Congrats on the first flights! The freewheeling prop is a huge air brake.. That's a good thing landing short. You can set the idle at 1400 all day long and its smooth as silk. You can keep the prop engaged by keeping the RPM up a tad as well. The only time the freewheeling prop truly sucks is when you have an engine out. In that case, look at the spot directly under you as that's pretty much how far you are going to glide. What tailwheel do you have? It does not take much practice at all to keep the prop turning right where you want it with the clutch, I miss having mine and will soon be spending the money on another one. Diving for the runway is the best way to float past the end of it. Did you play with the flaperons?? My plane is 100 pounds heavier than yours empty and it stalls right around 40 as well, just a touch under with the flaperons on.
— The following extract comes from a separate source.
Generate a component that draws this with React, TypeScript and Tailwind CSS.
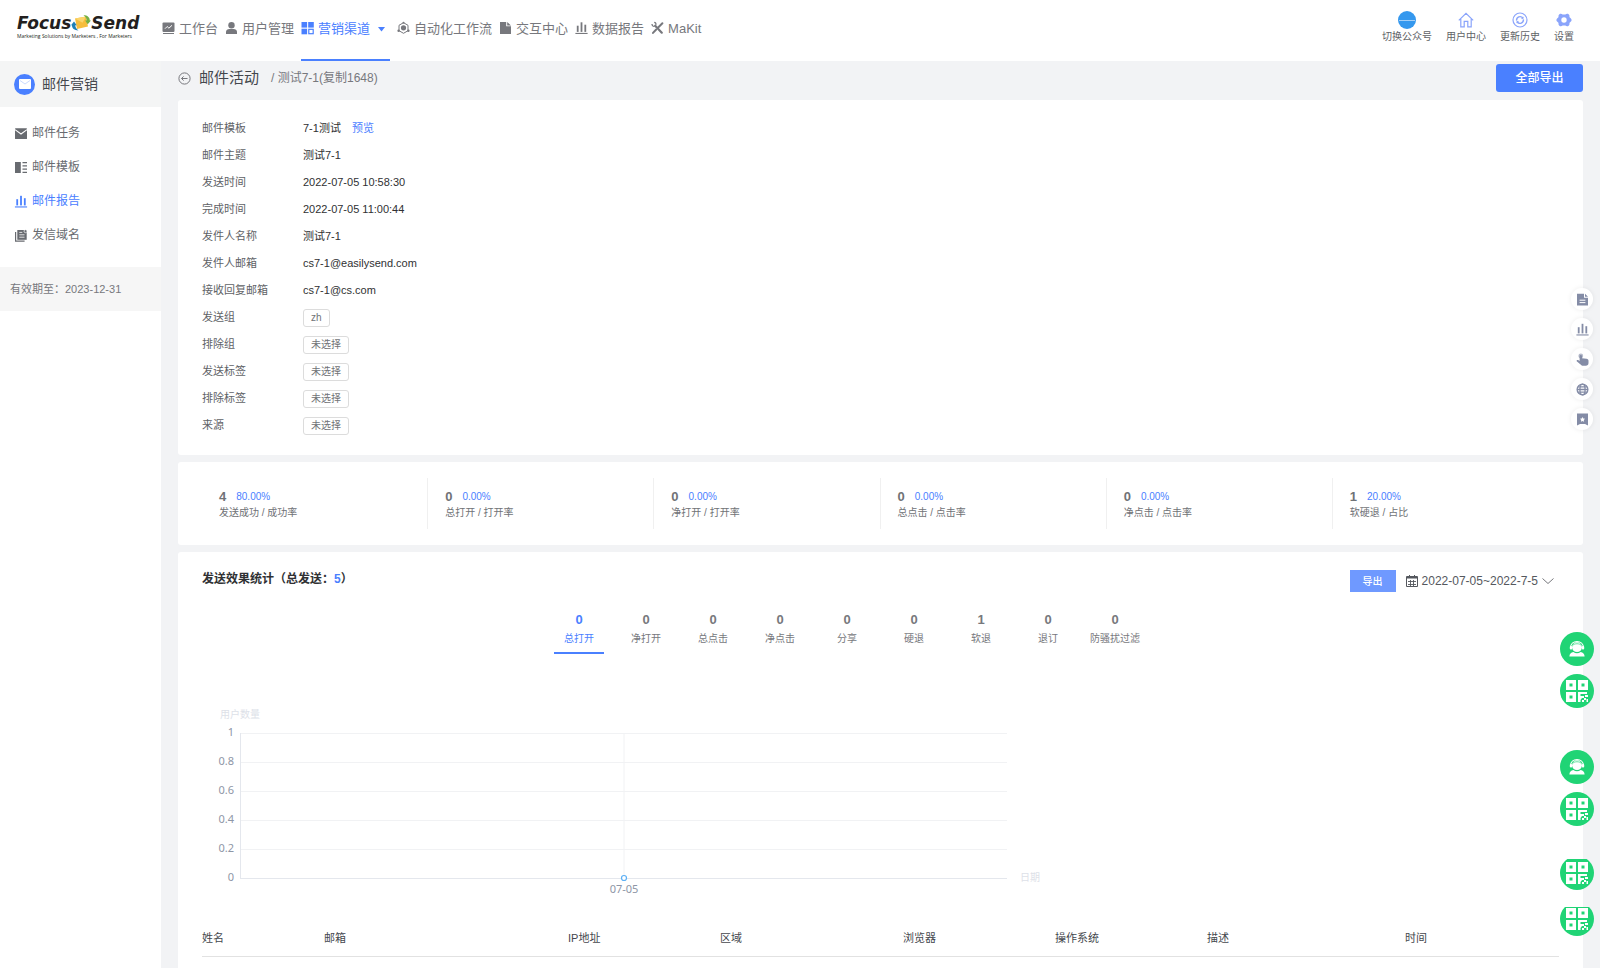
import type { ReactNode } from 'react'
import clsx from 'clsx'

/* ---------- icons ---------- */

type IconProps = { className?: string }

function BoardIcon({ className }: IconProps) {
  return (
    <svg className={className} viewBox="0 0 13 13" fill="none">
      <rect x="0.5" y="1" width="12" height="9.6" rx="1" fill="currentColor" />
      <path d="M3 7.2 5.2 5l1.7 1.7L10 3.8" stroke="#fff" strokeWidth="1" />
      <path d="M1 12h11" stroke="currentColor" strokeWidth="1" />
    </svg>
  )
}

function UserIcon({ className }: IconProps) {
  return (
    <svg className={className} viewBox="0 0 13 13" fill="currentColor">
      <circle cx="6.5" cy="3.7" r="3.2" />
      <path d="M1 12.4v-1.8c0-2 1.5-3.1 3.4-3.1h4.2c1.9 0 3.4 1.1 3.4 3.1v1.8z" />
    </svg>
  )
}

function GridIcon({ className }: IconProps) {
  return (
    <svg className={className} viewBox="0 0 13 13" fill="currentColor">
      <rect x="0.5" y="0.5" width="5.6" height="5.6" />
      <rect x="7.2" y="0.5" width="5.6" height="5.6" />
      <rect x="0.5" y="7.2" width="5.6" height="5.6" />
      <rect x="7.8" y="7.8" width="4.4" height="4.4" fill="none" stroke="currentColor" strokeWidth="1.2" />
    </svg>
  )
}

function FlowIcon({ className }: IconProps) {
  return (
    <svg className={className} viewBox="0 0 13 13" fill="currentColor">
      <path d="M6.5 1.2 11 3.8v5.4l-4.5 2.6L2 9.2V3.8z" fill="none" stroke="currentColor" strokeWidth="1" />
      <circle cx="6.5" cy="6.3" r="2.6" />
      <circle cx="6.5" cy="1.2" r="1" />
      <circle cx="1.6" cy="9.2" r="1.2" />
      <circle cx="11.4" cy="9.2" r="1.2" />
    </svg>
  )
}

function FileIcon({ className }: IconProps) {
  return (
    <svg className={className} viewBox="0 0 13 13" fill="currentColor">
      <path d="M1 .5h6.2v4.3H12v7.7H1z" />
      <path d="M8.2.5 12 3.9H8.2z" />
    </svg>
  )
}

function BarsIcon({ className }: IconProps) {
  return (
    <svg className={className} viewBox="0 0 13 13" fill="currentColor">
      <rect x="1.8" y="4.2" width="1.8" height="6.2" />
      <rect x="5.6" y="0.8" width="1.8" height="9.6" />
      <rect x="9.4" y="3.2" width="1.8" height="7.2" />
      <rect x="0.4" y="11.4" width="12.2" height="1.1" />
    </svg>
  )
}

function ToolsIcon({ className }: IconProps) {
  return (
    <svg className={className} viewBox="0 0 13 13" fill="none" stroke="currentColor">
      <path d="M4.2 4.2 10.8 11.2" strokeWidth="2.2" strokeLinecap="round" />
      <path d="M1 2.6c0 1.6 1 2.4 2.6 2.2M3.2.8c1.4.2 2 1 1.6 2.6" strokeWidth="1.3" />
      <path d="M11.4 1.8 7.4 5.8M5.2 8l-3.2 3.4" strokeWidth="2" strokeLinecap="round" />
    </svg>
  )
}

function MailIcon({ className }: IconProps) {
  return (
    <svg className={className} viewBox="0 0 13 13" fill="none">
      <rect x="0.5" y="1.2" width="12" height="10.8" rx="0.6" fill="currentColor" />
      <path d="M.5 2.6 6.5 7l6-4.4" stroke="#fff" strokeWidth="1.1" />
    </svg>
  )
}

function TemplateIcon({ className }: IconProps) {
  return (
    <svg className={className} viewBox="0 0 13 13" fill="currentColor">
      <rect x="0.5" y="1" width="5.8" height="11" />
      <path d="M8 1h4.5v1.2H8zM8 4.3h4.5v1.2H8zM8 7.5h4.5v1.2H8zM8 10.8h4.5V12H8z" />
    </svg>
  )
}

function DomainIcon({ className }: IconProps) {
  return (
    <svg className={className} viewBox="0 0 13 13" fill="none" stroke="currentColor">
      <path d="M1.1 3v9.1h9" strokeWidth="1.2" />
      <path d="M2.8 1h9.4v9.8H2.8z" fill="currentColor" stroke="none" />
      <path d="M4.8 3.4h3M4.8 5.8h5.2M4.8 8.2h5.2" stroke="#fff" strokeWidth="0.8" />
      <circle cx="11" cy="2.2" r="1.5" fill="currentColor" stroke="#fff" strokeWidth="0.7" />
    </svg>
  )
}

function HomeIcon({ className }: IconProps) {
  return (
    <svg className={className} viewBox="0 0 16 16" fill="none" stroke="currentColor" strokeWidth="1.2">
      <path d="M.8 8.4 8 1.4l7.2 7M2.8 7v7.9h3.4V9.4h3.6v5.5h3.4V7" />
    </svg>
  )
}

function HistoryIcon({ className }: IconProps) {
  return (
    <svg className={className} viewBox="0 0 16 16" fill="none" stroke="currentColor" strokeWidth="1.2">
      <circle cx="8" cy="8" r="7" />
      <path d="M4.6 8.6A3.5 3.5 0 0 1 10.8 6M11.4 7.4A3.5 3.5 0 0 1 5.2 10" strokeWidth="1.4" />
      <path d="m9.4 6.6 1.8-.2-.2-1.6M6.6 9.4l-1.8.2.2 1.6" strokeWidth="0.9" />
    </svg>
  )
}

function SettingIcon({ className }: IconProps) {
  return (
    <svg className={className} viewBox="0 0 16 16" fill="currentColor">
      <path
        fillRule="evenodd"
        d="M3.4 2.2c1-.9 2.6-.5 3.2.2h2.8c.6-.7 2.2-1.1 3.2-.2 1.1.9 1 2.1.8 2.8l1.5 1.4c.9.9.9 2.3 0 3.2L13.4 11c.2.7.3 1.9-.8 2.8-1 .9-2.6.5-3.2-.2H6.6c-.6.7-2.2 1.1-3.2.2-1.1-.9-1-2.1-.8-2.8L1.1 9.6c-.9-.9-.9-2.3 0-3.2L2.6 5c-.2-.7-.3-1.9.8-2.8zM8 5.3a2.7 2.7 0 1 0 0 5.4 2.7 2.7 0 0 0 0-5.4z"
      />
    </svg>
  )
}

function BackIcon({ className }: IconProps) {
  return (
    <svg className={className} viewBox="0 0 13 13" fill="none" stroke="currentColor">
      <circle cx="6.5" cy="6.5" r="5.6" />
      <path d="M9.5 6.5h-6M5.6 4.4 3.5 6.5l2.1 2.1" />
    </svg>
  )
}

function CalendarIcon({ className }: IconProps) {
  return (
    <svg className={className} viewBox="0 0 12 12" fill="none" stroke="currentColor">
      <path d="M.5 1.5h11v10H.5z" />
      <path d="M1 2.5h10" strokeWidth="2" />
      <path d="M3.5 0v3M8.5 0v3" />
      <path d="M2 6.5h8M2 9.5h8M4.5 5v6M7.5 5v6" strokeWidth="0.9" />
    </svg>
  )
}

function PaperIcon({ className }: IconProps) {
  return (
    <svg className={className} viewBox="0 0 13 13" fill="currentColor">
      <path d="M1 .8h7v4h4v7.6H1z" />
      <path d="M9 .8 12 3.8H9z" />
      <path d="M3.6 7.2h5.8M3.6 9.6h5.8" stroke="#fff" />
    </svg>
  )
}

function TouchIcon({ className }: IconProps) {
  return (
    <svg className={className} viewBox="0 0 13 13" fill="currentColor">
      <circle cx="4.8" cy="2.9" r="2.4" fillOpacity="0.6" />
      <path d="M3.6 3.2a1.2 1.2 0 0 1 2.4 0v2l4.6.5c1.2.2 1.9.9 1.9 2V10c0 1.7-1.1 2.8-2.7 2.8H7.2c-1.2 0-1.9-.4-2.6-1.300L.7 8.300c-.5-.8.5-1.700 1.400-1.200l1.500.9z" />
    </svg>
  )
}

function GlobeIcon({ className }: IconProps) {
  return (
    <svg className={className} viewBox="0 0 13 13" fill="none" stroke="currentColor" strokeWidth="1.3">
      <circle cx="6.5" cy="6.5" r="5.4" />
      <ellipse cx="6.5" cy="6.5" rx="2.6" ry="5.4" />
      <path d="M1 6.5h11M1.8 3.8h9.4M1.8 9.2h9.4" />
    </svg>
  )
}

function BookmarkIcon({ className }: IconProps) {
  return (
    <svg className={className} viewBox="0 0 13 13">
      <path d="M1 .6h11v12l-3-1.7H4l-3 1.7z" fill="currentColor" />
      <path d="m6.5 4 .8 1.6 1.8.2-1.3 1.2.3 1.8-1.6-.9-1.6.9.3-1.8-1.3-1.2 1.8-.2z" fill="#fff" />
    </svg>
  )
}

function ServiceIcon({ className }: IconProps) {
  return (
    <svg className={className} viewBox="0 0 16 16" fill="none">
      <circle cx="8" cy="6.2" r="4.9" fill="#fff" />
      <path d="M1.6 6.6C1.6 2.8 4.4.6 8 .6s6.4 2.2 6.4 6" stroke="#fff" strokeWidth="1.1" />
      <path d="M3.8 4.4C5.4 2.2 10.6 2.2 12.2 4.4" stroke="#20d475" strokeWidth="0.7" />
      <rect x="0.8" y="5" width="2.4" height="3.6" rx="1" fill="#fff" />
      <rect x="12.8" y="5" width="2.4" height="3.6" rx="1" fill="#fff" />
      <path d="M.4 15.6c0-2.8 1.6-4 4-4.6 2 1.6 5.2 1.6 7.2 0 2.400.6 4 1.800 4 4.600z" fill="#fff" />
    </svg>
  )
}

function QrIcon({ className }: IconProps) {
  return (
    <svg className={className} viewBox="0 0 22 22" fill="#fff">
      <path
        fillRule="evenodd"
        d="M0 0h10v10H0zM3.5 3.5v3h3v-3zM12 0h10v10H12zM15.5 3.5v3h3v-3zM0 12h10v10H0zM3.5 15.5v3h3v-3z"
      />
      <path d="M12 12h9v2h-6.500v2H18v2h-2l-1.500 2v2H12zM19 15h3v2h-3zM18 18h2v2h-2zM16 20h2v2h-2zM20.500 19H22v3h-1.500z" />
    </svg>
  )
}

/* ---------- data ---------- */

const navItems = [
  { label: '工作台', icon: BoardIcon },
  { label: '用户管理', icon: UserIcon },
  { label: '营销渠道', icon: GridIcon, active: true },
  { label: '自动化工作流', icon: FlowIcon },
  { label: '交互中心', icon: FileIcon },
  { label: '数据报告', icon: BarsIcon },
  { label: 'MaKit', icon: ToolsIcon },
]

const sideItems = [
  { label: '邮件任务', icon: MailIcon },
  { label: '邮件模板', icon: TemplateIcon },
  { label: '邮件报告', icon: BarsIcon, active: true },
  { label: '发信域名', icon: DomainIcon },
]

const details: { label: string; value?: string; tag?: string; link?: string }[] = [
  { label: '邮件模板', value: '7-1测试', link: '预览' },
  { label: '邮件主题', value: '测试7-1' },
  { label: '发送时间', value: '2022-07-05 10:58:30' },
  { label: '完成时间', value: '2022-07-05 11:00:44' },
  { label: '发件人名称', value: '测试7-1' },
  { label: '发件人邮箱', value: 'cs7-1@easilysend.com' },
  { label: '接收回复邮箱', value: 'cs7-1@cs.com' },
  { label: '发送组', tag: 'zh' },
  { label: '排除组', tag: '未选择' },
  { label: '发送标签', tag: '未选择' },
  { label: '排除标签', tag: '未选择' },
  { label: '来源', tag: '未选择' },
]

const stats = [
  { count: 4, rate: '80.00%', label: '发送成功 / 成功率' },
  { count: 0, rate: '0.00%', label: '总打开 / 打开率' },
  { count: 0, rate: '0.00%', label: '净打开 / 打开率' },
  { count: 0, rate: '0.00%', label: '总点击 / 点击率' },
  { count: 0, rate: '0.00%', label: '净点击 / 点击率' },
  { count: 1, rate: '20.00%', label: '软硬退 / 占比' },
]

const tabs = [
  { count: 0, label: '总打开' },
  { count: 0, label: '净打开' },
  { count: 0, label: '总点击' },
  { count: 0, label: '净点击' },
  { count: 0, label: '分享' },
  { count: 0, label: '硬退' },
  { count: 1, label: '软退' },
  { count: 0, label: '退订' },
  { count: 0, label: '防骚扰过滤' },
]

const columns = [
  { label: '姓名', width: 'w-[122px]' },
  { label: '邮箱', width: 'w-[244px]' },
  { label: 'IP地址', width: 'w-[152px]' },
  { label: '区域', width: 'w-[183px]' },
  { label: '浏览器', width: 'w-[152px]' },
  { label: '操作系统', width: 'w-[152px]' },
  { label: '描述', width: 'w-[198px]' },
  { label: '时间', width: 'w-[154px]' },
]

const ticks = ['1', '0.8', '0.6', '0.4', '0.2', '0']

/* ---------- layout ---------- */

function Logo() {
  return (
    <a href="#" className="block w-[124px] shrink-0 text-[#231f20]">
      <span className="flex items-center font-['DejaVu_Sans'] text-[17px] leading-4 font-bold italic">
        Focus
        <svg className="h-4 w-5 shrink-0" viewBox="0 0 20 16">
          <path d="M4 3.5 15 1.5l2 10L6 14z" fill="#f6bd3c" />
          <path d="m4 3.5 7.5 4.2L15 1.5z" fill="#fbd56b" />
          <path d="M12.5 0c4 .2 6.3 2.4 6.3 5.5H20l-3.3 3.7-2.6-3.6h1.6c0-2-1-3.6-3.2-5.6z" fill="#74b044" />
          <path d="M7.5 15.5C3.2 15.5 1 13.4.9 10.3H0l3-3.8 2.8 3.700H4.300c.1 2 1 3.700 3.200 5.300z" fill="#1f7fb5" />
        </svg>
        Send
      </span>
      <span className="mt-[2px] block font-['Open_Sans'] text-[5px] leading-[6px] font-medium whitespace-nowrap">
        Marketing Solutions by Marketers , For Marketers
      </span>
    </a>
  )
}

function QuickLink({ label, children }: { label: string; children: ReactNode }) {
  return (
    <a href="#" className="flex flex-col items-center text-[10px] leading-[14px] text-[#606266]">
      <span className="flex h-5 items-center text-[#8aa4fb]">{children}</span>
      {label}
    </a>
  )
}

function Header() {
  return (
    <header className="flex h-[61px] items-start bg-white pr-[26px] pl-[17px]">
      <div className="pt-[15px]">
        <Logo />
      </div>
      <nav className="ml-[21px] flex h-full gap-[7px]">
        {navItems.map(({ label, icon: Icon, active }) => (
          <a
            key={label}
            href="#"
            className={clsx(
              'flex h-full items-start gap-1 border-b-2 pt-5 text-[13px] leading-[17px] whitespace-nowrap',
              active ? 'border-[#4a80ff] text-[#4a80ff]' : 'border-transparent text-[#77787d]',
            )}
          >
            <Icon className="h-4 w-[13px] shrink-0" />
            {label}
            {active && (
              <svg className="mx-1 h-[17px] w-2" viewBox="0 0 8 17">
                <path d="M0 7h7l-3.5 4.5z" fill="currentColor" />
              </svg>
            )}
          </a>
        ))}
      </nav>
      <div className="ml-auto flex gap-[14px] pt-[10px]">
        <QuickLink label="切换公众号">
          <span className="flex h-[18px] w-[18px] items-center justify-center rounded-full bg-[#3598ee]">
            <span className="h-px w-4 bg-[#a5d0f7]" />
          </span>
        </QuickLink>
        <QuickLink label="用户中心">
          <HomeIcon className="h-4 w-4" />
        </QuickLink>
        <QuickLink label="更新历史">
          <HistoryIcon className="h-4 w-4" />
        </QuickLink>
        <QuickLink label="设置">
          <SettingIcon className="h-4 w-4" />
        </QuickLink>
      </div>
    </header>
  )
}

function Sidebar() {
  return (
    <aside className="w-[161px] shrink-0 bg-white">
      <div className="flex h-[46px] items-center gap-[7px] bg-[#f4f5f5] pl-[14px] text-[14px] text-[#44474d]">
        <span className="flex h-[21px] w-[21px] items-center justify-center rounded-full bg-[#4a80ff]">
          <svg className="h-[10px] w-3" viewBox="0 0 12 10">
            <rect width="12" height="10" rx="1" fill="#fff" />
            <path d="m1 1.5 5 3.5 5-3.5" fill="none" stroke="#bcd0ff" strokeWidth="0.8" />
          </svg>
        </span>
        邮件营销
      </div>
      <nav className="flex flex-col pt-[9px] pb-[15px]">
        {sideItems.map(({ label, icon: Icon, active }) => (
          <a
            key={label}
            href="#"
            className={clsx(
              'flex h-[34px] items-center gap-1 pl-[14px] text-[12px]',
              active ? 'text-[#4a80ff]' : 'text-[#686b70]',
            )}
          >
            <Icon className="h-[13px] w-[14px]" />
            {label}
          </a>
        ))}
      </nav>
      <div className="flex h-11 items-center bg-[#f6f6f6] pl-[10px] text-[11px] text-[#77787d]">
        有效期至：2023-12-31
      </div>
    </aside>
  )
}

function DetailCard() {
  return (
    <section className="rounded-[3px] bg-white px-6 pt-[15px] pb-4 text-[11px]">
      <dl>
        {details.map(({ label, value, tag, link }) => (
          <div key={label} className="flex h-[27px] items-center">
            <dt className="w-[101px] shrink-0 text-[#606266]">{label}</dt>
            <dd className="flex items-center gap-[11px] text-[#303133]">
              {value}
              {link && (
                <a href="#" className="text-[#4a80ff]">
                  {link}
                </a>
              )}
              {tag && (
                <span className="rounded-[3px] border border-[#dcdcdc] px-[7px] text-[10px] leading-4 text-[#707276]">
                  {tag}
                </span>
              )}
            </dd>
          </div>
        ))}
      </dl>
    </section>
  )
}

function StatsCard() {
  return (
    <section className="grid grid-cols-6 rounded-[3px] bg-white px-6 py-4">
      {stats.map(({ count, rate, label }) => (
        <div
          key={label}
          className="flex h-[51px] flex-col justify-center border-r border-[#f0f0f0] pt-[2px] pl-[17px] text-[10px] leading-4 text-[#707276] last:border-r-0"
        >
          <div className="flex items-center gap-[10px]">
            <b className="text-[13px]">{count}</b>
            <span className="text-[#4a80ff]">{rate}</span>
          </div>
          <div>{label}</div>
        </div>
      ))}
    </section>
  )
}

function Chart() {
  return (
    <svg
      className="mt-[50px] block h-[200px] w-[850px] font-['Noto_Sans','Noto_Sans_CJK_SC',sans-serif]"
      viewBox="0 0 850 200"
      role="img"
      aria-label="总打开"
    >
      <text x="18" y="14" fontSize="10" fill="#dde1e8">
        用户数量
      </text>
      {ticks.map((tick, i) => (
        <g key={tick}>
          <line x1="38" x2="805" y1={29.5 + i * 29} y2={29.5 + i * 29} stroke={tick === '0' ? '#e4e7ed' : '#f1f2f4'} />
          <text x="32" y={32 + i * 29} fontSize="11" fill="#8e96a6" textAnchor="end">
            {tick}
          </text>
        </g>
      ))}
      <line x1="38.5" x2="38.5" y1="29" y2="175" stroke="#e4e7ed" />
      <line x1="422" x2="422" y1="29" y2="174" stroke="#f1f2f4" />
      <circle cx="422" cy="174" r="2.5" fill="#fff" stroke="#5cb0f5" strokeWidth="1.2" />
      <text x="422" y="189" fontSize="11" fill="#8e96a6" textAnchor="middle">
        07-05
      </text>
      <text x="818" y="177" fontSize="10" fill="#dde1e8">
        日期
      </text>
    </svg>
  )
}

function ReportCard() {
  return (
    <section className="flex-1 rounded-t-[3px] bg-white px-6 pt-[18px]">
      <div className="flex items-start justify-between">
        <h2 className="text-[12px] leading-[18px] font-bold text-[#303133]">
          发送效果统计（总发送：<span className="text-[#4a80ff]">5</span>）
        </h2>
        <div className="flex h-[22px] items-center gap-[10px] pr-[5px]">
          <button type="button" className="h-[22px] w-[46px] bg-[#6f99ff] text-[10px] font-medium text-white">
            导出
          </button>
          <button type="button" className="flex items-center gap-1 text-[12px] leading-6 text-[#55585e]">
            <CalendarIcon className="h-3 w-3" />
            2022-07-05~2022-7-5
            <svg className="h-3 w-3" viewBox="0 0 12 12" fill="none" stroke="#77787d">
              <path d="m.5 3.5 5.5 5 5.5-5" />
            </svg>
          </button>
        </div>
      </div>

      <div role="tablist" className="mt-5 flex justify-center gap-[17px] pr-[67px]">
        {tabs.map(({ count, label }, i) => (
          <button
            key={label}
            type="button"
            role="tab"
            aria-selected={i === 0}
            className={clsx(
              'flex w-[50px] flex-col items-center gap-[3px] border-b-2 pb-[5px] text-[10px] leading-4 whitespace-nowrap',
              i === 0 ? 'border-[#4a80ff] text-[#4a80ff]' : 'border-transparent text-[#77787d]',
            )}
          >
            <b className="text-[13px]">{count}</b>
            {label}
          </button>
        ))}
      </div>

      <Chart />

      <table className="mt-4 w-full table-fixed text-left text-[11px] text-[#44474d]">
        <thead>
          <tr className="h-9 border-b border-[#e2e2e2]">
            {columns.map(({ label, width }) => (
              <th key={label} className={clsx('p-0 font-normal', width)}>
                {label}
              </th>
            ))}
          </tr>
        </thead>
      </table>
    </section>
  )
}

/* Small shortcuts and chat buttons pinned to the right edge */
function FloatingTools() {
  const shortcuts = [
    { name: '文档', icon: PaperIcon },
    { name: '报告', icon: BarsIcon },
    { name: '点击', icon: TouchIcon },
    { name: '地域', icon: GlobeIcon },
    { name: '收藏', icon: BookmarkIcon },
  ]
  const chats = [
    { top: 'top-[632px]', height: 'h-[34px]', icon: ServiceIcon, size: 'h-4 w-4' },
    { top: 'top-[674px]', height: 'h-[34px]', icon: QrIcon, size: 'h-[22px] w-[22px]' },
    { top: 'top-[750px]', height: 'h-[34px]', icon: ServiceIcon, size: 'h-4 w-4' },
    { top: 'top-[792px]', height: 'h-[34px]', icon: QrIcon, size: 'h-[22px] w-[22px]' },
    { top: 'top-[859px]', height: 'h-[31px]', icon: QrIcon, size: 'h-[22px] w-[22px]' },
    { top: 'top-[907px]', height: 'h-[29px]', icon: QrIcon, size: 'h-[22px] w-[22px]' },
  ]
  return (
    <>
      <div className="fixed top-[288px] right-[7px] flex flex-col gap-2">
        {shortcuts.map(({ name, icon: Icon }) => (
          <button
            key={name}
            type="button"
            aria-label={name}
            className="flex h-[22px] w-[22px] items-center justify-center rounded-full bg-white text-[#848ca6] shadow-[0_0_5px_rgba(0,0,0,0.08)]"
          >
            <Icon className="h-[13px] w-[13px]" />
          </button>
        ))}
      </div>
      {chats.map(({ top, height, icon: Icon, size }) => (
        <div key={top} className={clsx('fixed right-[6px] flex items-end overflow-hidden', top, height)}>
          <button
            type="button"
            aria-label="在线客服"
            className="flex h-[34px] w-[34px] shrink-0 items-center justify-center rounded-full bg-[#20d475]"
          >
            <Icon className={size} />
          </button>
        </div>
      ))}
    </>
  )
}

export default function App() {
  return (
    <div className="flex min-h-screen flex-col bg-[#f2f3f5] font-['Liberation_Sans','Noto_Sans_CJK_SC',sans-serif]">
      <Header />
      <div className="flex flex-1">
        <Sidebar />
        <main className="flex min-w-0 flex-1 flex-col px-[17px]">
          <div className="flex items-center pt-[3px] pb-2">
            <a href="#" aria-label="返回" className="text-[#77787d]">
              <BackIcon className="h-[13px] w-[13px]" />
            </a>
            <h1 className="ml-2 text-[15px] leading-5 text-[#44474d]">邮件活动</h1>
            <span className="ml-3 text-[12px] leading-5 text-[#77787d]">/ 测试7-1(复制1648)</span>
            <button
              type="button"
              className="ml-auto h-7 w-[87px] rounded-[3px] bg-[#4a80ff] text-[12px] font-medium text-white"
            >
              全部导出
            </button>
          </div>
          <div className="flex flex-1 flex-col gap-[7px]">
            <DetailCard />
            <StatsCard />
            <ReportCard />
          </div>
        </main>
      </div>
      <FloatingTools />
    </div>
  )
}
With the VG's the only way to really get it to break is to do power on stalls or to really yank the nose up and hold it there. If you just ease into it them it will just go into a mush. Spend some time practicing your landings at say.. 2000' AGL. Basically see how slow you can fly it and yet have just enough speed to get your sink rate to 0 or close to it just prior to hitting 1K on the altimeter. Or start off at 3K and use 2K for your virtual run way in the sky as your target goal to arrest sink rate. I tend to fly mine behind the power curve most of the time dragging it in with lots of power as needed to keep the AS as slow as possible, but I know full when that if the engine burps I have a pretty good chance of becoming a lawn dart. At any rate, I would bet that within 4 or 5 hrs you will be much more comfortable flying these birds and your landings will come right into line.